* What you need to do
Extract the full listing below without altering a single character.

* Stored data
══════════

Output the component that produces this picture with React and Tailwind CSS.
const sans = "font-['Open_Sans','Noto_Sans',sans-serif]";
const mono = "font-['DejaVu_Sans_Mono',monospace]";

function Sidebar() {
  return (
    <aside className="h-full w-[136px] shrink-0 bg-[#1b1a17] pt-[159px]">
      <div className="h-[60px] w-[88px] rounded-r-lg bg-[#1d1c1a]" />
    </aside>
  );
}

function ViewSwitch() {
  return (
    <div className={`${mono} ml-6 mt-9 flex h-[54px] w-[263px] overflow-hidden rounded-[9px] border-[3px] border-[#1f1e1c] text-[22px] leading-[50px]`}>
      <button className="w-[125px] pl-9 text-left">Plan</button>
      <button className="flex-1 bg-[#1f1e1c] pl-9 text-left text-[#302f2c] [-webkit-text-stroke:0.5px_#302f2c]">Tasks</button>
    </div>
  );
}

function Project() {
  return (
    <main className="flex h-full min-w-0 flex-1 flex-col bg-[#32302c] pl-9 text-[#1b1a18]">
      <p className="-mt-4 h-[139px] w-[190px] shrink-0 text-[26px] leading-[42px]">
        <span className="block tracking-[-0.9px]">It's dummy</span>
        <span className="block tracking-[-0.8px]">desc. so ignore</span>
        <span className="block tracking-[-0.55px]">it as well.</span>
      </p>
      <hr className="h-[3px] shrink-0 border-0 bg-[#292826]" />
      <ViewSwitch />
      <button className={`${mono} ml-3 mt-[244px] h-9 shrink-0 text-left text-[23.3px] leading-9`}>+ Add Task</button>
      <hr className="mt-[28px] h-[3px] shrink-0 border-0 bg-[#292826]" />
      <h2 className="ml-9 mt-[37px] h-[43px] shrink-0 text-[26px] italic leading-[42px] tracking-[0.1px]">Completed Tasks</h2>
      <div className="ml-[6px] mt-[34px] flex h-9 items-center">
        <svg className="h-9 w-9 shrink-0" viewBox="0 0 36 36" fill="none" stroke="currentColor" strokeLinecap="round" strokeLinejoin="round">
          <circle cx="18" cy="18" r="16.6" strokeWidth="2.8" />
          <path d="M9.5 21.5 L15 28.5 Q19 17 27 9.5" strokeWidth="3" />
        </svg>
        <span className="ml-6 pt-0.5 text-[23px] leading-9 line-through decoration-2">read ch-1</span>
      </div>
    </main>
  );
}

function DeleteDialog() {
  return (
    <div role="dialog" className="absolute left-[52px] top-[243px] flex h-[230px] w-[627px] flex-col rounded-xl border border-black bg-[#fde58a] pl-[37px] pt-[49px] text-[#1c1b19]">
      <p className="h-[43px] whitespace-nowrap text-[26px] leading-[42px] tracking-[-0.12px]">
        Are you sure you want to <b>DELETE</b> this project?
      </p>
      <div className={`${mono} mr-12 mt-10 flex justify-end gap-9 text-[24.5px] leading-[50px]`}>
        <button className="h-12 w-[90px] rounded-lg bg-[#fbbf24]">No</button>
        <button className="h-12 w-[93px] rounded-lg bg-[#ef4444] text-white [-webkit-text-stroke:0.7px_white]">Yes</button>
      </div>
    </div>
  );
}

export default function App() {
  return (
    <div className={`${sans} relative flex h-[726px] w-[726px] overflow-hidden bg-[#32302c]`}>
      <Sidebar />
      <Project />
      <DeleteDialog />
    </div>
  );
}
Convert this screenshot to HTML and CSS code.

══════════

* Result for this task
Output the component that produces this picture with React and Tailwind CSS.
const sans = "font-['Open_Sans','Noto_Sans',sans-serif]";
const mono = "font-['DejaVu_Sans_Mono',monospace]";

function Sidebar() {
  return (
    <aside className="h-full w-[136px] shrink-0 bg-[#1b1a17] pt-[159px]">
      <div className="h-[60px] w-[88px] rounded-r-lg bg-[#1d1c1a]" />
    </aside>
  );
}

function ViewSwitch() {
  return (
    <div className={`${mono} ml-6 mt-9 flex h-[54px] w-[263px] overflow-hidden rounded-[9px] border-[3px] border-[#1f1e1c] text-[22px] leading-[50px]`}>
      <button className="w-[125px] pl-9 text-left">Plan</button>
      <button className="flex-1 bg-[#1f1e1c] pl-9 text-left text-[#302f2c] [-webkit-text-stroke:0.5px_#302f2c]">Tasks</button>
    </div>
  );
}

function Project() {
  return (
    <main className="flex h-full min-w-0 flex-1 flex-col bg-[#32302c] pl-9 text-[#1b1a18]">
      <p className="-mt-4 h-[139px] w-[190px] shrink-0 text-[26px] leading-[42px]">
        <span className="block tracking-[-0.9px]">It's dummy</span>
        <span className="block tracking-[-0.8px]">desc. so ignore</span>
        <span className="block tracking-[-0.55px]">it as well.</span>
      </p>
      <hr className="h-[3px] shrink-0 border-0 bg-[#292826]" />
      <ViewSwitch />
      <button className={`${mono} ml-3 mt-[244px] h-9 shrink-0 text-left text-[23.3px] leading-9`}>+ Add Task</button>
      <hr className="mt-[28px] h-[3px] shrink-0 border-0 bg-[#292826]" />
      <h2 className="ml-9 mt-[37px] h-[43px] shrink-0 text-[26px] italic leading-[42px] tracking-[0.1px]">Completed Tasks</h2>
      <div className="ml-[6px] mt-[34px] flex h-9 items-center">
        <svg className="h-9 w-9 shrink-0" viewBox="0 0 36 36" fill="none" stroke="currentColor" strokeLinecap="round" strokeLinejoin="round">
          <circle cx="18" cy="18" r="16.6" strokeWidth="2.8" />
          <path d="M9.5 21.5 L15 28.5 Q19 17 27 9.5" strokeWidth="3" />
        </svg>
        <span className="ml-6 pt-0.5 text-[23px] leading-9 line-through decoration-2">read ch-1</span>
      </div>
    </main>
  );
}

function DeleteDialog() {
  return (
    <div role="dialog" className="absolute left-[52px] top-[243px] flex h-[230px] w-[627px] flex-col rounded-xl border border-black bg-[#fde58a] pl-[37px] pt-[49px] text-[#1c1b19]">
      <p className="h-[43px] whitespace-nowrap text-[26px] leading-[42px] tracking-[-0.12px]">
        Are you sure you want to <b>DELETE</b> this project?
      </p>
      <div className={`${mono} mr-12 mt-10 flex justify-end gap-9 text-[24.5px] leading-[50px]`}>
        <button className="h-12 w-[90px] rounded-lg bg-[#fbbf24]">No</button>
        <button className="h-12 w-[93px] rounded-lg bg-[#ef4444] text-white [-webkit-text-stroke:0.7px_white]">Yes</button>
      </div>
    </div>
  );
}

export default function App() {
  return (
    <div className={`${sans} relative flex h-[726px] w-[726px] overflow-hidden bg-[#32302c]`}>
      <Sidebar />
      <Project />
      <DeleteDialog />
    </div>
  );
}
Convert this screenshot to HTML and CSS code.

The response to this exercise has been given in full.